Description of the task:
Please write the listing below out again exactly, leaving every picture behind.

Material provided:

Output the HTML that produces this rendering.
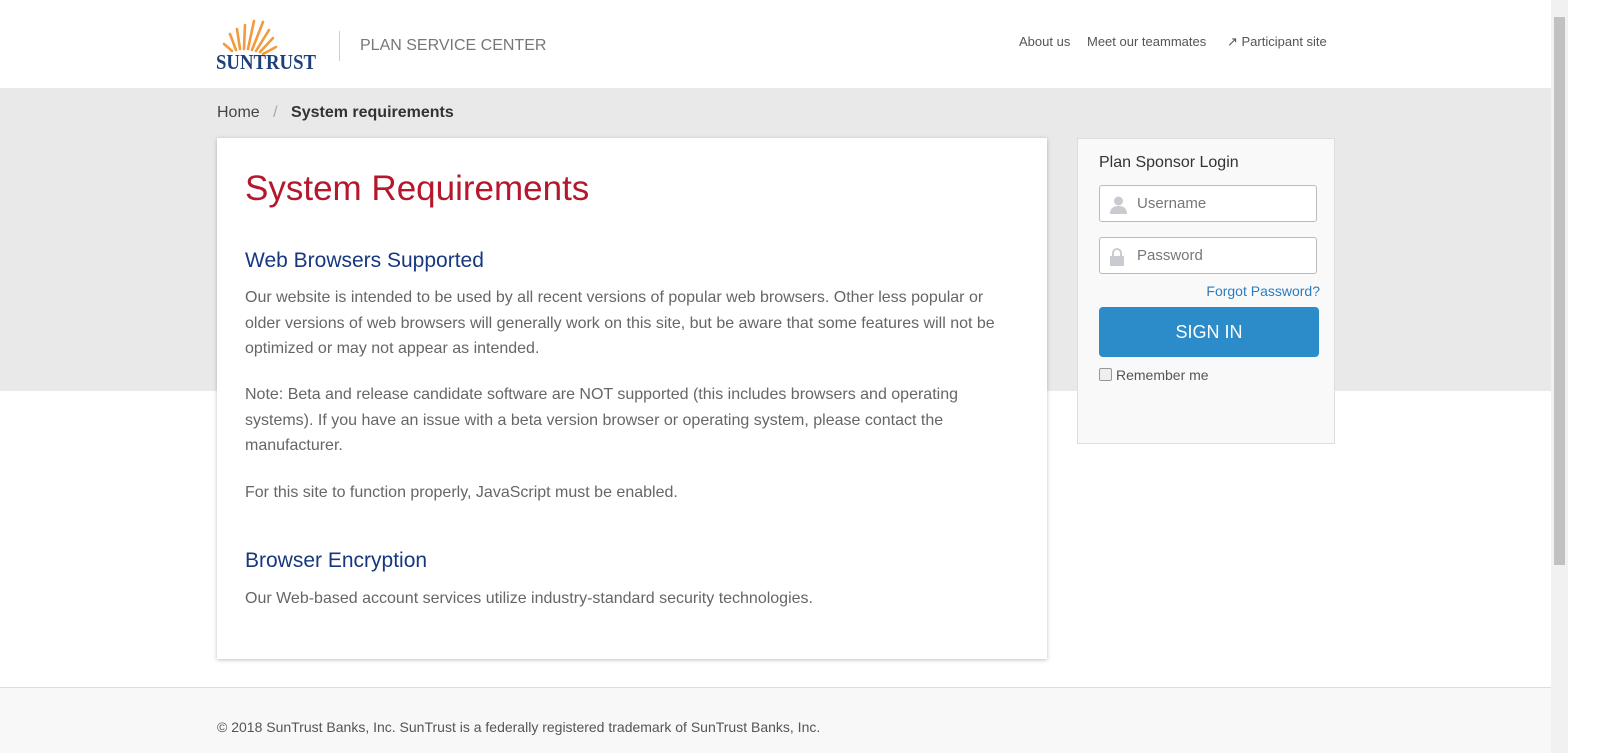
<!DOCTYPE html>
<html><head><meta charset="utf-8"><style>
*{box-sizing:border-box;margin:0;padding:0}
body{width:1600px;height:753px;overflow:hidden;background:#fff;font-family:"Liberation Sans",Arial,sans-serif;position:relative}
.abs{position:absolute}
.band{left:0;top:88px;width:1551px;height:303px;background:#e9e9e9}
.foot{left:0;top:687px;width:1551px;height:66px;background:#f8f8f8;border-top:1px solid #ddd}
.sb{left:1551px;top:0;width:17px;height:753px;background:#f1f1f1}
.sb div{position:absolute;left:3px;top:17px;width:11px;height:548px;background:#c1c1c1}
.card{left:217px;top:138px;width:830px;height:521px;background:#fff;box-shadow:0 1px 4px rgba(0,0,0,.25)}
p.t{color:#666;font-size:16px;line-height:25.5px}
h2{color:#17387f;font-weight:normal;font-size:21px}
.login{left:1077px;top:138px;width:258px;height:306px;background:#f9f9f9;border:1px solid #ddd}
.inp{position:absolute;left:21px;width:218px;height:37px;border:1px solid #bbb;border-radius:3px;background:#fff;color:#777;font-size:15px;padding:9px 0 0 37px}
</style></head><body>
<div class="abs band"></div>
<div class="abs foot"></div>
<div class="abs sb"><div></div></div>
<svg class="abs" style="left:216px;top:16px" width="102" height="56">
<g stroke="#f39a3c" stroke-width="2.6" stroke-linecap="round">
<line x1="20" y1="34" x2="14" y2="18"/><line x1="24" y1="33" x2="21" y2="13"/><line x1="28" y1="33" x2="29" y2="9"/><line x1="32" y1="33" x2="38" y2="5"/><line x1="36" y1="34" x2="47" y2="6"/><line x1="40" y1="35" x2="53" y2="14"/><line x1="44" y1="36" x2="57" y2="22"/><line x1="47" y1="38" x2="60" y2="31"/><line x1="16" y1="35" x2="8" y2="28"/>
</g>
<text x="0" y="53" font-family="Liberation Serif,serif" font-weight="bold" font-size="21" fill="#1d3f7a" textLength="100" lengthAdjust="spacingAndGlyphs">SUNTRUST</text>
</svg>
<div class="abs" style="left:339px;top:31px;width:1px;height:30px;background:#ccc"></div>
<div class="abs" style="left:360px;top:37px;font-size:16px;color:#777">PLAN SERVICE CENTER</div>
<div class="abs" style="left:1019px;top:34px;font-size:13px;color:#555">About us</div>
<div class="abs" style="left:1087px;top:34px;font-size:13px;color:#555">Meet our teammates</div>
<div class="abs" style="left:1227px;top:34px;font-size:13px;color:#555">&#x2197;&#xFE0E; Participant site</div>
<div class="abs" style="left:217px;top:104px;font-size:16px;color:#444">Home <span style="color:#aaa;margin:0 9px">/</span> <b style="color:#333">System requirements</b></div>
<div class="abs card">
<div style="position:absolute;left:28px;top:31px;font-size:35px;color:#b5172d">System Requirements</div>
<h2 class="abs" style="left:28px;top:111px">Web Browsers Supported</h2>
<p class="t abs" style="left:28px;top:147px;width:770px">Our website is intended to be used by all recent versions of popular web browsers. Other less popular or older versions of web browsers will generally work on this site, but be aware that some features will not be optimized or may not appear as intended.</p>
<p class="t abs" style="left:28px;top:244px;width:770px">Note: Beta and release candidate software are NOT supported (this includes browsers and operating systems). If you have an issue with a beta version browser or operating system, please contact the manufacturer.</p>
<p class="t abs" style="left:28px;top:342px">For this site to function properly, JavaScript must be enabled.</p>
<h2 class="abs" style="left:28px;top:411px">Browser Encryption</h2>
<p class="t abs" style="left:28px;top:448px">Our Web-based account services utilize industry-standard security technologies.</p>
</div>
<div class="abs login">
<div style="position:absolute;left:21px;top:15px;font-size:16px;color:#333">Plan Sponsor Login</div>
<div class="inp" style="top:46px">Username
<svg style="position:absolute;left:9px;top:10px" width="19" height="18"><circle cx="9.5" cy="5" r="4.5" fill="#c8cbd0"/><path d="M1 18 Q1 10 9.5 10 Q18 10 18 18Z" fill="#c8cbd0"/></svg></div>
<div class="inp" style="top:98px">Password
<svg style="position:absolute;left:9px;top:10px" width="16" height="18"><path d="M4 8V5a4 4 0 0 1 8 0v3" stroke="#c8cbd0" stroke-width="2" fill="none"/><rect x="1" y="8" width="14" height="10" fill="#c8cbd0"/></svg></div>
<div style="position:absolute;right:14px;top:144px;font-size:14px;color:#2a7dc0">Forgot Password?</div>
<div style="position:absolute;left:21px;top:168px;width:220px;height:50px;background:#2c8bc9;border-radius:4px;color:#fff;font-size:18px;text-align:center;line-height:50px">SIGN IN</div>
<div style="position:absolute;left:21px;top:229px;width:13px;height:13px;border:1px solid #999;border-radius:2px;background:#eee"></div>
<div style="position:absolute;left:38px;top:228px;font-size:14px;color:#555">Remember me</div>
</div>
<div class="abs" style="left:217px;top:719px;font-size:14px;color:#555">© 2018 SunTrust Banks, Inc. SunTrust is a federally registered trademark of SunTrust Banks, Inc.</div>
</body></html>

Task answer:
Output the HTML that produces this rendering.
<!DOCTYPE html>
<html><head><meta charset="utf-8"><style>
*{box-sizing:border-box;margin:0;padding:0}
body{width:1600px;height:753px;overflow:hidden;background:#fff;font-family:"Liberation Sans",Arial,sans-serif;position:relative}
.abs{position:absolute}
.band{left:0;top:88px;width:1551px;height:303px;background:#e9e9e9}
.foot{left:0;top:687px;width:1551px;height:66px;background:#f8f8f8;border-top:1px solid #ddd}
.sb{left:1551px;top:0;width:17px;height:753px;background:#f1f1f1}
.sb div{position:absolute;left:3px;top:17px;width:11px;height:548px;background:#c1c1c1}
.card{left:217px;top:138px;width:830px;height:521px;background:#fff;box-shadow:0 1px 4px rgba(0,0,0,.25)}
p.t{color:#666;font-size:16px;line-height:25.5px}
h2{color:#17387f;font-weight:normal;font-size:21px}
.login{left:1077px;top:138px;width:258px;height:306px;background:#f9f9f9;border:1px solid #ddd}
.inp{position:absolute;left:21px;width:218px;height:37px;border:1px solid #bbb;border-radius:3px;background:#fff;color:#777;font-size:15px;padding:9px 0 0 37px}
</style></head><body>
<div class="abs band"></div>
<div class="abs foot"></div>
<div class="abs sb"><div></div></div>
<svg class="abs" style="left:216px;top:16px" width="102" height="56">
<g stroke="#f39a3c" stroke-width="2.6" stroke-linecap="round">
<line x1="20" y1="34" x2="14" y2="18"/><line x1="24" y1="33" x2="21" y2="13"/><line x1="28" y1="33" x2="29" y2="9"/><line x1="32" y1="33" x2="38" y2="5"/><line x1="36" y1="34" x2="47" y2="6"/><line x1="40" y1="35" x2="53" y2="14"/><line x1="44" y1="36" x2="57" y2="22"/><line x1="47" y1="38" x2="60" y2="31"/><line x1="16" y1="35" x2="8" y2="28"/>
</g>
<text x="0" y="53" font-family="Liberation Serif,serif" font-weight="bold" font-size="21" fill="#1d3f7a" textLength="100" lengthAdjust="spacingAndGlyphs">SUNTRUST</text>
</svg>
<div class="abs" style="left:339px;top:31px;width:1px;height:30px;background:#ccc"></div>
<div class="abs" style="left:360px;top:37px;font-size:16px;color:#777">PLAN SERVICE CENTER</div>
<div class="abs" style="left:1019px;top:34px;font-size:13px;color:#555">About us</div>
<div class="abs" style="left:1087px;top:34px;font-size:13px;color:#555">Meet our teammates</div>
<div class="abs" style="left:1227px;top:34px;font-size:13px;color:#555">&#x2197;&#xFE0E; Participant site</div>
<div class="abs" style="left:217px;top:104px;font-size:16px;color:#444">Home <span style="color:#aaa;margin:0 9px">/</span> <b style="color:#333">System requirements</b></div>
<div class="abs card">
<div style="position:absolute;left:28px;top:31px;font-size:35px;color:#b5172d">System Requirements</div>
<h2 class="abs" style="left:28px;top:111px">Web Browsers Supported</h2>
<p class="t abs" style="left:28px;top:147px;width:770px">Our website is intended to be used by all recent versions of popular web browsers. Other less popular or older versions of web browsers will generally work on this site, but be aware that some features will not be optimized or may not appear as intended.</p>
<p class="t abs" style="left:28px;top:244px;width:770px">Note: Beta and release candidate software are NOT supported (this includes browsers and operating systems). If you have an issue with a beta version browser or operating system, please contact the manufacturer.</p>
<p class="t abs" style="left:28px;top:342px">For this site to function properly, JavaScript must be enabled.</p>
<h2 class="abs" style="left:28px;top:411px">Browser Encryption</h2>
<p class="t abs" style="left:28px;top:448px">Our Web-based account services utilize industry-standard security technologies.</p>
</div>
<div class="abs login">
<div style="position:absolute;left:21px;top:15px;font-size:16px;color:#333">Plan Sponsor Login</div>
<div class="inp" style="top:46px">Username
<svg style="position:absolute;left:9px;top:10px" width="19" height="18"><circle cx="9.5" cy="5" r="4.5" fill="#c8cbd0"/><path d="M1 18 Q1 10 9.5 10 Q18 10 18 18Z" fill="#c8cbd0"/></svg></div>
<div class="inp" style="top:98px">Password
<svg style="position:absolute;left:9px;top:10px" width="16" height="18"><path d="M4 8V5a4 4 0 0 1 8 0v3" stroke="#c8cbd0" stroke-width="2" fill="none"/><rect x="1" y="8" width="14" height="10" fill="#c8cbd0"/></svg></div>
<div style="position:absolute;right:14px;top:144px;font-size:14px;color:#2a7dc0">Forgot Password?</div>
<div style="position:absolute;left:21px;top:168px;width:220px;height:50px;background:#2c8bc9;border-radius:4px;color:#fff;font-size:18px;text-align:center;line-height:50px">SIGN IN</div>
<div style="position:absolute;left:21px;top:229px;width:13px;height:13px;border:1px solid #999;border-radius:2px;background:#eee"></div>
<div style="position:absolute;left:38px;top:228px;font-size:14px;color:#555">Remember me</div>
</div>
<div class="abs" style="left:217px;top:719px;font-size:14px;color:#555">© 2018 SunTrust Banks, Inc. SunTrust is a federally registered trademark of SunTrust Banks, Inc.</div>
</body></html>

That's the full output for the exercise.